On the Castro brother’s island a lot of things don’t work. You can wait an hour and a half to get from one part of town to another because the chaos that is public transport.

From the time you get up in the morning the problems accumulate. There’s no water in the tank. There’s no money to buy a pair of shoes for the kids. Or you have to eat whatever there is, not what you need or desire.

Let’s not even talk about other things, also important for human beings, like freedom of expression, the right to join a party other than the communist party, or to elect the president of the Republic.

But healthcare, universal coverage, was the pride of the autocrat Fidel Castro. It worked well as long as the former USSR was sending checks worth millions and connected a pipeline of petroleum coming from the Caucasus.

Later with the fall of Soviet Communism the deficit came. Ruined hospitals, nurses looking like police agents and missing medical specialists. The Raul Castro regime tried to keep the the flagship of the Revolution afloat, but it was taking on water everywhere.

The first ones who become fed up are the doctors. If not all of them, at least a broad segment. The causes vary, but the keys are the low salaries and the lack of recognition for their work.

Migdalia, a dermatologist points out that “for six years I earned 700 Cuban pesos — about 35 dollars — and the salary was barely enough for me to buy fruits and vegetables at the market. Now I get 1,600 Cuban pesos — almost 75 dollars — and it’s not enough either. So I accept patients who give me bread and ham, or a piece of clothing, or money in cash, and I give them personalized attention.”

Joel, an allergist, wonders why, if what the international media says is true and the government gets between 7 and 8 billion dollars from the sale of medical services, “they don’t pay us salaries consistent with the inflation in the country. I was in Venezuela two years. The neighbors gave me food and gave me gifts of clothing and things. Rather than a doctor, I looked like a merchant buying stuff to sell when I came back. I got to Cuba, after three years on a mission, between business and the money I saved I had some four thousand dollars, not even enough to rebuild my house. Now I’m chasing a mission in Trinidad and Tobago or Qatar, but to get it you have to pay some official at the Ministry of Public Health (MINSAP) some 400 or 500 bucks for them to put you on the list. For these reasons, among others, many doctors decide to emigrate.”

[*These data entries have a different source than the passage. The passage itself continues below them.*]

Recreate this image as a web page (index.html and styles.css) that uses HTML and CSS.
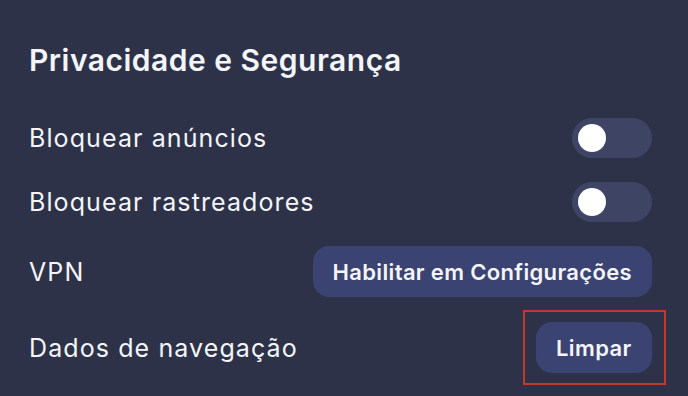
FILE: index.html
```html
<!DOCTYPE html>
<html lang="pt">
<head>
<meta charset="utf-8">
<link rel="stylesheet" href="styles.css">
</head>
<body>
<main class="panel">
  <h1 class="title">Privacidade e Segurança</h1>
  <div class="rows">
    <div class="row">
      <span class="label">Bloquear anúncios</span>
      <span class="toggle"><span class="knob"></span></span>
    </div>
    <div class="row">
      <span class="label">Bloquear rastreadores</span>
      <span class="toggle"><span class="knob"></span></span>
    </div>
    <div class="row">
      <span class="label">VPN</span>
      <button class="btn">Habilitar em Configurações</button>
    </div>
    <div class="row">
      <span class="label">Dados de navegação</span>
      <span class="highlight-wrap">
        <button class="btn btn-small">Limpar</button>
        <span class="highlight"></span>
      </span>
    </div>
  </div>
</main>
</body>
</html>
```

FILE: styles.css
```css
html, body {
  margin: 0;
  padding: 0;
  background: #2d3248;
  width: 688px;
  height: 396px;
  overflow: hidden;
}
.panel {
  font-family: Inter, "Noto Sans", sans-serif;
  color: #f4f5f8;
  padding: 0 36px 0 29px;
}
.title {
  margin: 0;
  padding-top: 40px;
  font-size: 30px;
  font-weight: 600;
  line-height: 40px;
  letter-spacing: 0.5px;
}
.rows {
  display: flex;
  flex-direction: column;
  gap: 24px;
  margin-top: 38px;
}
.row {
  display: flex;
  align-items: center;
  justify-content: space-between;
}
.label {
  font-size: 25px;
  font-weight: 400;
  letter-spacing: 1.1px;
}
.toggle {
  width: 80px;
  height: 40px;
  border-radius: 20px;
  background: #3e4464;
  display: flex;
  align-items: center;
  padding-left: 6px;
  box-sizing: border-box;
}
.knob {
  width: 28px;
  height: 28px;
  border-radius: 50%;
  background: #ffffff;
}
.btn {
  font-family: Inter, "Noto Sans", sans-serif;
  height: 51px;
  border: none;
  border-radius: 16px;
  background: #3a4372;
  color: #f4f5f8;
  font-size: 22px;
  font-weight: 600;
  letter-spacing: 0.35px;
  padding: 0 20px;
  white-space: nowrap;
}
.row:last-child {
  margin-top: 1px;
}
.btn-small {
  padding: 0 20.5px;
}
.highlight-wrap {
  position: relative;
  display: flex;
}
.highlight {
  position: absolute;
  left: -13px;
  top: -12px;
  right: -14px;
  bottom: -12px;
  border: 2px solid #c0392b;
  pointer-events: none;
}
```
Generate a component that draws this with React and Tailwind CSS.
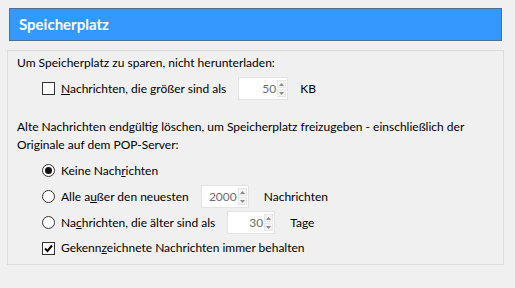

If we credit the statistics, a little more than three thousand doctors have deserted in the last seven years. Venezuela is a destination that puts their lives at risk. The delirious criminality in the South American country has provoked, according to a statistic from 2010, the deaths of 67 Cuban health professionals.

The lack of high-quality specialists makes it difficult to care for patients in Cuba. Daniel has been looking for an ear specialist for six months to diagnose and treat a problem.

“They only treat you as am emergency in a hospital if you’re dying. Diseases and symptoms that require lab tests, exams with equipment such as cat scans or x-rays. can only be obtained quickly by paying with money or gifts. Preventive medicine on the island is in crisis,” Daniel affirms.

Twice a month, Marta pays 10 Cuban convertible pesos (CUC) to the dentist who sees her daughter. “It’s the only way to get high quality care. If you don’t pay, and try to work through the system, they don’t fix your mouth or they do it badly.”

Aida, who works for a bank, waited almost a year to get an appointment with an allergist. “Her appointment at the polyclinic was once a month. But she never went. With two little bites of ham, two soft drinks and 5 CUC I was able to get an allergist to see me. Then, if they see that you have resources, then they stretch out the attention to get more money out of you. Some doctors have become hucksters. It’s painful.”

When you go to appointments at hospitals, you see that the majority of patients are bringing gifts for the doctor. But it can be a gift in kind. Though many prefer cash.